Auch der normale TV-Empfang ist längst für viele kostenpflichtig. Man hat sich ans Zahlen gewöhnt

Ob das 2022 so kommt, ist fraglich, die Zahl der HD-Nutzer ist dafür wohl noch zu gering; die privaten Sender brauchen möglichst viel Reichweite, um ihre Werbung verkaufen zu können. 64 Prozent der Haushalte sollen zwar via Satellit HD empfangen können, damit aber hauptsächlich die öffentlich-rechtlichen Programme sehen, für die keine Zusatzkosten anfallen. Dem Vernehmen nach sollen es bei den Privatsendern weniger als 20 Prozent sein.

Sofern man also den Rundfunkbeitrag außen vor lässt, wird das kostenlose Fernsehen in Deutschland wohl so schnell nicht völlig verschwinden. Tatsache ist aber, dass dank Kabelgebühr, DVBT-2 und HD-Satellitenempfang immer weniger Menschen wirklich kostenfrei fernsehen. Den Streaminganbietern und Pay-Sendern hat das den Zugang zum deutschen Markt erleichtert. Man hat gelernt zu zahlen.

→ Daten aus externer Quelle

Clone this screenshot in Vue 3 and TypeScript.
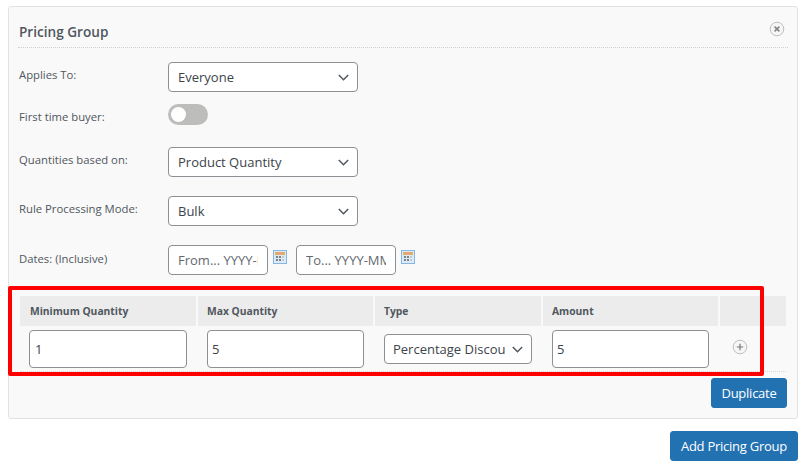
<script setup lang="ts">
const columns = ['Minimum Quantity', 'Max Quantity', 'Type', 'Amount', '']
</script>

<template>
  <div class="page">
    <section class="panel">
      <header class="panel-head">
        <h2>Pricing Group</h2>
        <svg class="round-icon" width="16" height="16" viewBox="0 0 16 16">
          <circle cx="8" cy="8" r="6.8" fill="#f6f6f6" stroke="#bdbdbd" />
          <path d="M5.6 5.6l4.8 4.8M10.4 5.6l-4.8 4.8" stroke="#858585" stroke-width="1.6" fill="none" />
        </svg>
      </header>

      <div class="row r-applies">
        <label>Applies To:</label>
        <select class="field"><option>Everyone</option></select>
      </div>
      <div class="row r-first">
        <label>First time buyer:</label>
        <span class="toggle"><i></i></span>
      </div>
      <div class="row r-qty">
        <label>Quantities based on:</label>
        <select class="field"><option>Product Quantity</option></select>
      </div>
      <div class="row r-mode">
        <label>Rule Processing Mode:</label>
        <select class="field"><option>Bulk</option></select>
      </div>
      <div class="row r-dates">
        <label>Dates: (Inclusive)</label>
        <input class="date" placeholder="From... YYYY-MM-DD" />
        <svg class="cal" width="14" height="14" viewBox="0 0 14 14">
          <rect x=".5" y=".5" width="13" height="13" fill="#dcebf8" stroke="#86b8e4" />
          <rect x="2" y="2" width="10" height="3" fill="#e6ab6c" />
          <path d="M3 6h2v2H3zM6 6h2v2H6zM3 9h2v2H3zM6 9h2v2H6z" fill="#808080" />
          <path d="M9 6h2v2H9zM9 9h2v2H9z" fill="#c3ccd4" />
        </svg>
        <input class="date second" placeholder="To... YYYY-MM-DD" />
        <svg class="cal" width="14" height="14" viewBox="0 0 14 14">
          <rect x=".5" y=".5" width="13" height="13" fill="#dcebf8" stroke="#86b8e4" />
          <rect x="2" y="2" width="10" height="3" fill="#e6ab6c" />
          <path d="M3 6h2v2H3zM6 6h2v2H6zM3 9h2v2H3zM6 9h2v2H6z" fill="#808080" />
          <path d="M9 6h2v2H9zM9 9h2v2H9z" fill="#c3ccd4" />
        </svg>
      </div>

      <div class="rules">
        <div class="heads">
          <div v-for="c in columns" :key="c" class="head">{{ c }}</div>
        </div>
        <div class="cells">
          <div class="cell"><input class="num" value="1" /></div>
          <div class="cell"><input class="num" value="5" /></div>
          <div class="cell"><select class="type"><option>Percentage Discount</option></select></div>
          <div class="cell"><input class="num" value="5" /></div>
          <div class="cell add">
            <svg class="round-icon" width="16" height="16" viewBox="0 0 16 16">
              <circle cx="8" cy="8" r="6.8" fill="#f6f6f6" stroke="#bdbdbd" />
              <path d="M4.8 8h6.4M8 4.8v6.4" stroke="#777" stroke-width="1.2" fill="none" />
            </svg>
          </div>
        </div>
        <div class="highlight"></div>
      </div>

      <div class="panel-foot"><button class="btn dup">Duplicate</button></div>
    </section>
    <div class="page-foot"><button class="btn add-group">Add Pricing Group</button></div>
  </div>
</template>

<style scoped>
.page {
  box-sizing: border-box;
  width: 801px;
  height: 464px;
  padding: 6px 3px 0 8px;
  overflow: hidden;
  font-family: "Open Sans", sans-serif;
  color: #50575e;
}
.panel {
  box-sizing: border-box;
  height: 413px;
  border: 1px solid #e2e2e2;
  border-radius: 3px;
  background: #f9f9f9;
  padding: 0 9px 0 9px;
}
.panel-head {
  height: 40px;
  display: flex;
  align-items: flex-start;
  justify-content: space-between;
  border-bottom: 1px dotted #d0d0d0;
}
h2 {
  margin: 15px 0 0 1px;
  font-size: 13.6px;
  line-height: 20px;
  font-weight: 600;
  color: #50575e;
}
.panel-head .round-icon { margin: 14px 3px 0 0; }
.row {
  display: flex;
  align-items: flex-start;
}
.row label {
  width: 149px;
  margin-left: 1px;
  font-size: 11.3px;
  line-height: 16px;
  color: #50575e;
}
.r-applies { margin-top: 14px; }
.r-applies label { margin-top: 5px; }
.r-first { margin-top: 12px; }
.r-first label { margin-top: 5px; }
.r-qty { margin-top: 22px; }
.r-qty label { margin-top: 5px; }
.r-mode { margin-top: 19px; }
.r-mode label { margin-top: 5px; }
.r-dates { margin-top: 19px; }
.r-dates label { margin-top: 6px; }
.field, .type {
  appearance: none;
  box-sizing: border-box;
  height: 30px;
  margin: 0;
  border: 1px solid #8c8f94;
  border-radius: 4px;
  background-color: #fff;
  background-image: url("data:image/svg+xml,%3Csvg xmlns='http://www.w3.org/2000/svg' width='11' height='7' viewBox='0 0 11 7'%3E%3Cpath d='M.8 1l4.7 4.7L10.2 1' fill='none' stroke='%2350575e' stroke-width='1.5'/%3E%3C/svg%3E");
  background-repeat: no-repeat;
  font-family: inherit;
  font-size: 13px;
  color: #3c434a;
}
.field {
  width: 190px;
  padding: 0 24px 0 9px;
  background-position: right 8px center;
}
.toggle {
  display: block;
  position: relative;
  width: 40px;
  height: 21px;
  border-radius: 11px;
  background: #bdbdbb;
}
.toggle i {
  position: absolute;
  left: 3px;
  top: 3px;
  width: 15px;
  height: 15px;
  border-radius: 50%;
  background: #fff;
}
.date {
  box-sizing: border-box;
  width: 100px;
  height: 30px;
  margin: 0;
  padding: 0 9px;
  border: 1px solid #8c8f94;
  border-radius: 4px;
  background: #fff;
  font-family: inherit;
  font-size: 13px;
}
.date::placeholder { color: #646970; opacity: 1; }
.date.second { margin-left: 9px; }
.cal { margin: 5px 0 0 5px; flex: none; }
.rules {
  position: relative;
  margin-top: 21px;
  margin-left: 2px;
  width: 766px;
  height: 75px;
  border-bottom: 1px dotted #d8d8d8;
}
.heads, .cells {
  display: grid;
  grid-template-columns: 176px 175px 166px 175px 66px;
  column-gap: 2px;
}
.head {
  height: 30px;
  box-sizing: border-box;
  padding-left: 10px;
  background: #ececec;
  font-size: 10.3px;
  line-height: 30px;
  font-weight: 700;
  color: #50575e;
}
.head:nth-child(2), .head:nth-child(3), .head:nth-child(4) { padding-left: 9px; }
.cells { margin-top: 4px; }
.cell { padding-left: 9px; }
.num {
  display: block;
  box-sizing: border-box;
  width: 157px;
  height: 38px;
  margin: 0;
  padding: 0 4px;
  border: 1px solid #8c8f94;
  border-radius: 4px;
  background: #fff;
  font-family: inherit;
  font-size: 13px;
  color: #3c434a;
}
.cell:first-child .num { width: 158px; padding-left: 5px; }
.type {
  display: block;
  width: 148px;
  margin-top: 4px;
  padding: 0 25px 0 8px;
  background-position: right 8px center;
}
.add { padding: 9px 0 0 12px; }
.add .round-icon { display: block; }
.highlight {
  position: absolute;
  left: -12px;
  top: -10px;
  width: 756px;
  height: 90px;
  box-sizing: border-box;
  border: 4px solid #ff0000;
  border-radius: 2px;
  pointer-events: none;
}
.panel-foot {
  display: flex;
  justify-content: flex-end;
  margin-top: 6px;
  padding-right: 1px;
}
.btn {
  box-sizing: border-box;
  height: 30px;
  padding: 0;
  border: 1px solid #2271b1;
  border-radius: 3px;
  background: #2271b1;
  color: #fff;
  font-family: inherit;
  font-size: 13px;
  letter-spacing: -0.25px;
  white-space: nowrap;
}
.dup { width: 76px; }
.add-group { width: 128px; }
.page-foot {
  display: flex;
  justify-content: flex-end;
  margin-top: 12px;
}
</style>

<style>
html, body { margin: 0; background: #fff; }
</style>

Der klassische TV-Konsum ist laut Marktforschung bislang übrigens noch stabil. Das liegt auch daran, dass es heute für jede Zielgruppe einen eigenen Sender gibt, Sixx für Frauen, Sat 1 Gold für Senioren, RTL Nitro für junge Männer. Ein Erfolgsrezept dieser Kanäle ist übrigens ein gut bekanntes: Wiederholungen, das ganze Jahr.